### PROBLEM DETAILS
From the records below, give the number of lines that contain the string "TypeScript", without any other text.

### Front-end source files
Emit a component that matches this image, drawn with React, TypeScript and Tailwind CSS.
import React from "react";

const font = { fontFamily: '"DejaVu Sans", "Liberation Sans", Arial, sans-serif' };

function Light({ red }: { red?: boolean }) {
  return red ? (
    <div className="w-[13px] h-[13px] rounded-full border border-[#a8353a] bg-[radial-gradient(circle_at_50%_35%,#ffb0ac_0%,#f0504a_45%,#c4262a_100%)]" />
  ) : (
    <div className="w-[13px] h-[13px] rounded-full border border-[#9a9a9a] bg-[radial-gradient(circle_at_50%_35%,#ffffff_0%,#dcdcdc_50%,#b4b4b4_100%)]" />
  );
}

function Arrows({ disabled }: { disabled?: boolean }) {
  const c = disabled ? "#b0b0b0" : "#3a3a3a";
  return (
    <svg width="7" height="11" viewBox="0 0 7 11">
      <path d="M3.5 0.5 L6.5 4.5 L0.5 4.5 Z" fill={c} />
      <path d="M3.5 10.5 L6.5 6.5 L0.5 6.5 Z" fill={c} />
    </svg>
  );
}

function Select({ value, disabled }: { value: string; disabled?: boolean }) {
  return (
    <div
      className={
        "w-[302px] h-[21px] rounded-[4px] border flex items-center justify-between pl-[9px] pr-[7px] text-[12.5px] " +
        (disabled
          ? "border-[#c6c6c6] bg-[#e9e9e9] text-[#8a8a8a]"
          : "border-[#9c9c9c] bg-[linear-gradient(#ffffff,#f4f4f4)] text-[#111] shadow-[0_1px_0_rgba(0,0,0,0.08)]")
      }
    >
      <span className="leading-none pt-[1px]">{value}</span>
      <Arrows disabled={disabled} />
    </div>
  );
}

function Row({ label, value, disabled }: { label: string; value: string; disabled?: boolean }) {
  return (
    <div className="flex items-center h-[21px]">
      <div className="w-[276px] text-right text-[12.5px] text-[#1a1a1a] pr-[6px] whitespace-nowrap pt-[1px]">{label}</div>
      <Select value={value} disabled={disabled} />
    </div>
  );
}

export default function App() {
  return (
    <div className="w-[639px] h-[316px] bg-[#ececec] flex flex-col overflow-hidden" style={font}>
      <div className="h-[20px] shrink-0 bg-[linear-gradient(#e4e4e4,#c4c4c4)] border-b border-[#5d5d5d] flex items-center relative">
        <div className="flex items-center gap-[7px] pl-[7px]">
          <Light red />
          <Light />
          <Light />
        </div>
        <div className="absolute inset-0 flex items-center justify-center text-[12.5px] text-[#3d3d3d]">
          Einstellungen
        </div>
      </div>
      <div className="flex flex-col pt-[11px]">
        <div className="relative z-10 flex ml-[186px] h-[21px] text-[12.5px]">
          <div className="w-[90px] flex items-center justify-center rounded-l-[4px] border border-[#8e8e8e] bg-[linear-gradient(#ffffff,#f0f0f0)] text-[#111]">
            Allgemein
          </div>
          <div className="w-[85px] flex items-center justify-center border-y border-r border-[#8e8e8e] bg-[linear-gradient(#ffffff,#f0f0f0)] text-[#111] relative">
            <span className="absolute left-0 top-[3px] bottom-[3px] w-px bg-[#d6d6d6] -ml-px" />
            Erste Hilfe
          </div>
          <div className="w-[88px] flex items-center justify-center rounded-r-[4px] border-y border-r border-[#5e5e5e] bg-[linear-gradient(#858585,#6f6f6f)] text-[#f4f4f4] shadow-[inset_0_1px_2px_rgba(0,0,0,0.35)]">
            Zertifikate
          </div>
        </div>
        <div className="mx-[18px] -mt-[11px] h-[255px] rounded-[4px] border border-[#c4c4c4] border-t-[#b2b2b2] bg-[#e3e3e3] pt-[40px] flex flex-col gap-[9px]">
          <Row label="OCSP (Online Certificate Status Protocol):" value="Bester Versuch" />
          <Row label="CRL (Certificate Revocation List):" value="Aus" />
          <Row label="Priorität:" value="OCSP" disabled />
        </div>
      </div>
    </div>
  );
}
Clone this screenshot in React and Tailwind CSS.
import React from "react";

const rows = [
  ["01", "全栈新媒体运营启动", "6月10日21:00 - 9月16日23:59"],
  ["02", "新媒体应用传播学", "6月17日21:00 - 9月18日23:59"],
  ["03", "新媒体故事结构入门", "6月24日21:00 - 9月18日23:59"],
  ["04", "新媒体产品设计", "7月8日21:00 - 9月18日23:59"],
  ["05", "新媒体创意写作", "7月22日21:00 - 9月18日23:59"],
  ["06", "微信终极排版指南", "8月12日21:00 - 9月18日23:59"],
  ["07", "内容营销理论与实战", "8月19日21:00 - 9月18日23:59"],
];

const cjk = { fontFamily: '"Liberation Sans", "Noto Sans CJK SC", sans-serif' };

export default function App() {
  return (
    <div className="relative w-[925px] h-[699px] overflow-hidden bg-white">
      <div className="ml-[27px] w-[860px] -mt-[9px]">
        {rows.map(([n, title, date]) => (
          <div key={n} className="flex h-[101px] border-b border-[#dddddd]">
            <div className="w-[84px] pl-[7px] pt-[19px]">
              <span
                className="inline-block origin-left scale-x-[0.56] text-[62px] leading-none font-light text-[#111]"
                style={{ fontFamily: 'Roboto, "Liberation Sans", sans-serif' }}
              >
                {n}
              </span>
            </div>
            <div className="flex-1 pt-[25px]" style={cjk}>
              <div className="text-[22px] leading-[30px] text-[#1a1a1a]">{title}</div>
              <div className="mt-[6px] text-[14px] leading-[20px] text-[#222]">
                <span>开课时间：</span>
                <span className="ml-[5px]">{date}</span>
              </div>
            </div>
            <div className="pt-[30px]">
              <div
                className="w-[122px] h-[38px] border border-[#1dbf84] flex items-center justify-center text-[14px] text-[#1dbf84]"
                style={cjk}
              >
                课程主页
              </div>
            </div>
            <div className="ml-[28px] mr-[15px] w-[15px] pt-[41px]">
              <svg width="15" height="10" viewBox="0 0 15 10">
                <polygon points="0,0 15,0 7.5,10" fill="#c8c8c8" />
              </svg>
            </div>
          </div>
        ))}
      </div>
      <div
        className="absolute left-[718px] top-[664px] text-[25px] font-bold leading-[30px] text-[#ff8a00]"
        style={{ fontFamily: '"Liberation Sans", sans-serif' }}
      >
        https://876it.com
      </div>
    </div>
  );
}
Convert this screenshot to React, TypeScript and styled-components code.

### THE RESULT
2